• **EXERCISE BRIEF**
Extract the first line of the entries below and every line after it up to the one containing "const [amount, setAmount] = useState('');", both kept. Pictures are excluded.

BEGIN INPUT DATA

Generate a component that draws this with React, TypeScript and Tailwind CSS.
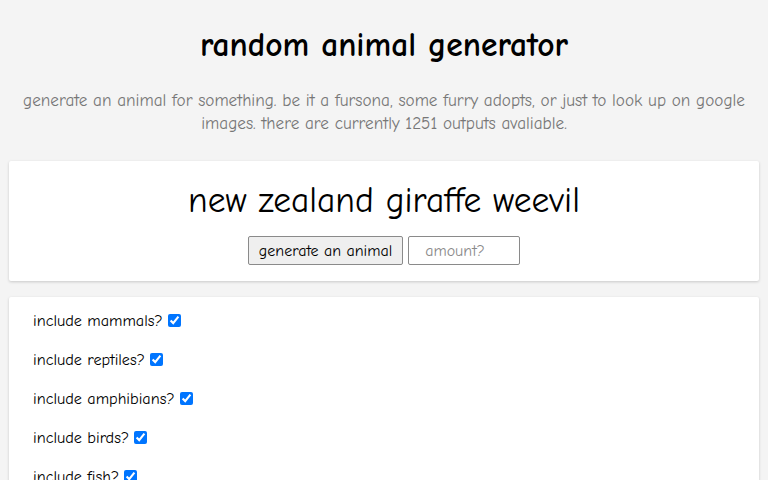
import React, { useState } from 'react';

const categories = ['mammals', 'reptiles', 'amphibians', 'birds', 'fish', 'insects'];

const App: React.FC = () => {
  const [amount, setAmount] = useState('');

  return (
    <div
      className="min-h-screen bg-[#f4f4f4] px-[9px] text-black"
      style={{ fontFamily: '"Comic Sans MS", "Comic Neue", Lato, sans-serif' }}
    >
      <h1 className="pt-[24px] text-center text-[33.5px] font-bold leading-[42px]">random animal generator</h1>
      <p className="mt-[23px] text-center text-[17.2px] leading-[23px] text-[#777777]">
        generate an animal for something. be it a fursona, some furry adopts, or just to look up on google
        <br />
        images. there are currently 1251 outputs avaliable.
      </p>

      <div className="mt-[26px] flex flex-col items-center rounded-[2px] bg-white pt-[19px] pb-[16px] shadow-[0_1px_3px_rgba(0,0,0,0.18)]">
        <h2 className="text-[35.5px] leading-[42px]">new zealand giraffe weevil</h2>
        <div className="mt-[14px] flex items-center gap-[5px]">
          <button className="h-[29px] rounded-[2px] border border-[#8a8a8a] bg-[#efefef] px-[10px] text-[16px] leading-none">
            generate an animal
          </button>
          <input
            value={amount}
            onChange={e => setAmount(e.target.value)}
            placeholder="amount?"
            className="h-[29px] w-[112px] rounded-[2px] border border-[#8a8a8a] bg-white px-[16px] text-[16px] placeholder:text-[#8a8a8a] outline-none"
          />
        </div>
      </div>

      <div className="mt-[16px] rounded-[2px] bg-white px-[24px] pt-[4px] pb-[16px] shadow-[0_1px_3px_rgba(0,0,0,0.18)]">
        {categories.map(c => (
          <label key={c} className="flex h-[39px] items-center text-[16.2px] leading-[23px]">
            include {c}?
            <input type="checkbox" defaultChecked className="ml-[5px] h-[13px] w-[13px] accent-[#0075ff]" />
          </label>
        ))}
      </div>
    </div>
  );
};

export default App;
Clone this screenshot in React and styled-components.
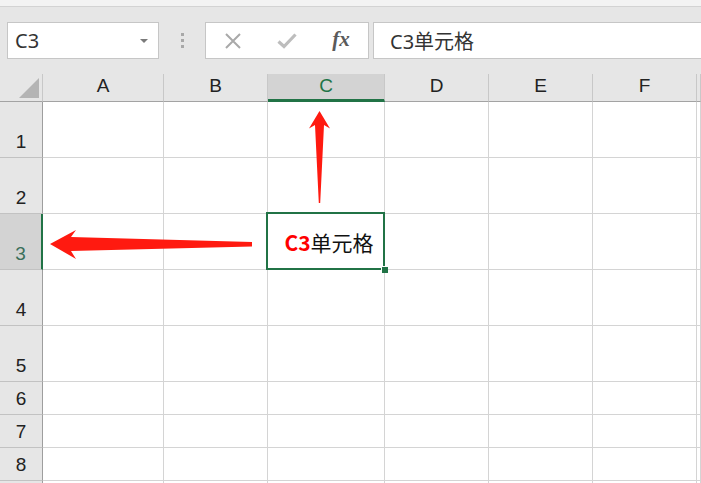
import React from 'react'
import styled, { createGlobalStyle, css } from 'styled-components'

const GlobalStyle = createGlobalStyle`
  html, body {
    margin: 0;
    padding: 0;
    background: #ffffff;
    overflow: hidden;
  }
  body {
    font-family: "Liberation Sans", "Noto Sans CJK SC", sans-serif;
  }
`

const Page = styled.div`
  position: relative;
  width: 701px;
  height: 483px;
  overflow: hidden;
  background: #ffffff;
`

const RibbonEdge = styled.div`
  height: 6px;
  background: #f3f3f3;
  border-bottom: 1px solid #d3d3d3;
`

const Toolbar = styled.div`
  display: flex;
  align-items: center;
  height: 67px;
  padding-left: 7px;
  background: #e6e6e6;
  box-sizing: border-box;
`

const boxStyle = css`
  height: 37px;
  box-sizing: border-box;
  background: #ffffff;
  border: 1px solid #c6c6c6;
  display: flex;
  align-items: center;
`

const NameBox = styled.div`
  ${boxStyle}
  width: 152px;
  padding: 0 10px 0 7px;
  justify-content: space-between;
  font-size: 20px;
  color: #333333;
  font-family: "Noto Sans", "Liberation Sans", sans-serif;
`

const Caret = styled.span`
  width: 0;
  height: 0;
  border-left: 4px solid transparent;
  border-right: 4px solid transparent;
  border-top: 4px solid #7a7a7a;
`

const Grip = styled.div`
  width: 46px;
  display: flex;
  flex-direction: column;
  align-items: center;
  gap: 3px;
  span {
    width: 3px;
    height: 3px;
    background: #a8a8a8;
  }
`

const ButtonsBox = styled.div`
  ${boxStyle}
  width: 164px;
  display: grid;
  grid-template-columns: repeat(3, 1fr);
  place-items: center;
`

const Fx = styled.span`
  font-family: "Liberation Serif", serif;
  font-style: italic;
  font-weight: bold;
  font-size: 21px;
  color: #5a5a5a;
  margin-top: -3px;
`

const FormulaBar = styled.div`
  ${boxStyle}
  flex: 1;
  margin-left: 4px;
  margin-right: -4px;
  padding-left: 16px;
  font-size: 20px;
  color: #333333;
  font-family: "Noto Sans", "Noto Sans CJK SC", sans-serif;
`

const Sheet = styled.div`
  display: grid;
  grid-template-columns: 43px 121px 104px 117px 104px 104px 104px 1fr;
  grid-template-rows: 28px repeat(5, 56px) repeat(4, 33px);
`

const Corner = styled.div`
  background: #e6e6e6;
  border-right: 1px solid #c8c8c8;
  border-bottom: 1px solid #a3a3a3;
  box-sizing: border-box;
  position: relative;
  &::after {
    content: '';
    position: absolute;
    right: 3px;
    bottom: 3px;
    width: 0;
    height: 0;
    border-left: 20px solid transparent;
    border-bottom: 20px solid #b4b4b4;
  }
`

const ColHead = styled.div`
  box-sizing: border-box;
  background: ${p => (p.$active ? '#d3d3d3' : '#e6e6e6')};
  border-right: 1px solid #c8c8c8;
  border-bottom: ${p => (p.$active ? '3px solid #217346' : '1px solid #a3a3a3')};
  color: ${p => (p.$active ? '#217346' : '#222222')};
  font-size: 19px;
  display: flex;
  justify-content: center;
  align-items: flex-end;
  padding-bottom: ${p => (p.$active ? '2px' : '4px')};
`

const RowHead = styled.div`
  box-sizing: border-box;
  background: ${p => (p.$active ? '#d3d3d3' : '#e6e6e6')};
  border-right: ${p => (p.$active ? '2px solid #217346' : '1px solid #9e9e9e')};
  border-bottom: 1px solid #c2c2c2;
  color: ${p => (p.$active ? '#3a6f5a' : '#222222')};
  font-size: 19px;
  display: flex;
  justify-content: center;
  align-items: flex-end;
  padding-bottom: 4px;
`

const Cell = styled.div`
  box-sizing: border-box;
  border-right: 1px solid #d4d4d4;
  border-bottom: 1px solid #d4d4d4;
  background: #ffffff;
  position: relative;
  ${p =>
    p.$selected &&
    css`
      z-index: 1;
      display: flex;
      align-items: center;
      justify-content: center;
      padding-left: 6px;
      padding-top: 1px;
      font-family: "Noto Sans CJK SC", "Noto Sans", sans-serif;
      font-size: 21px;
      color: #111111;
      &::before {
        content: '';
        position: absolute;
        left: -2px;
        top: -2px;
        right: -1px;
        bottom: -1px;
        border: 2px solid #217346;
        pointer-events: none;
      }
      &::after {
        content: '';
        position: absolute;
        right: -4px;
        bottom: -4px;
        width: 6px;
        height: 6px;
        background: #217346;
        border-left: 1px solid #ffffff;
        border-top: 1px solid #ffffff;
      }
    `}
`

const Red = styled.b`
  color: #ff0000;
  font-weight: bold;
`

const Arrows = styled.svg`
  position: absolute;
  left: 0;
  top: 0;
  z-index: 2;
  pointer-events: none;
`

const columns = ['A', 'B', 'C', 'D', 'E', 'F', 'G']
const rows = [1, 2, 3, 4, 5, 6, 7, 8, 9]

const App = () => {
  return (
    <Page>
      <GlobalStyle />
      <RibbonEdge />
      <Toolbar>
        <NameBox>
          <span>C3</span>
          <Caret />
        </NameBox>
        <Grip>
          <span />
          <span />
          <span />
        </Grip>
        <ButtonsBox>
          <svg width="18" height="18" viewBox="0 0 18 18">
            <path d="M2 2 L16 16 M16 2 L2 16" stroke="#a9a9a9" strokeWidth="2" fill="none" />
          </svg>
          <svg width="20" height="16" viewBox="0 0 20 16">
            <path d="M1.5 8.5 L7 13.5 L18.5 1.5" stroke="#bdbdbd" strokeWidth="3.2" fill="none" />
          </svg>
          <Fx>fx</Fx>
        </ButtonsBox>
        <FormulaBar>C3单元格</FormulaBar>
      </Toolbar>
      <Sheet>
        <Corner />
        {columns.map(c => (
          <ColHead key={c} $active={c === 'C'}>
            {c === 'G' ? '' : c}
          </ColHead>
        ))}
        {rows.map(r => (
          <React.Fragment key={r}>
            <RowHead $active={r === 3}>{r < 9 ? r : ''}</RowHead>
            {columns.map(c => {
              const selected = r === 3 && c === 'C'
              return (
                <Cell key={c} $selected={selected}>
                  {selected && (
                    <>
                      <Red>C3</Red>单元格
                    </>
                  )}
                </Cell>
              )
            })}
          </React.Fragment>
        ))}
      </Sheet>
      <Arrows width="701" height="483" viewBox="0 0 701 483">
        <polygon
          points="319.5,111 330,128.5 324,125 320.2,203 318.8,203 315,125 309,128.5"
          fill="#ff1a10"
        />
        <polygon
          points="50,244 76,230 71,237 252,242 252,246.5 71,251 76,259"
          fill="#ff1a10"
        />
      </Arrows>
    </Page>
  )
}

export default App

END INPUT DATA

• **SOLUTION TO THE PROBLEM**
Generate a component that draws this with React, TypeScript and Tailwind CSS.
import React, { useState } from 'react';

const categories = ['mammals', 'reptiles', 'amphibians', 'birds', 'fish', 'insects'];

const App: React.FC = () => {
  const [amount, setAmount] = useState('');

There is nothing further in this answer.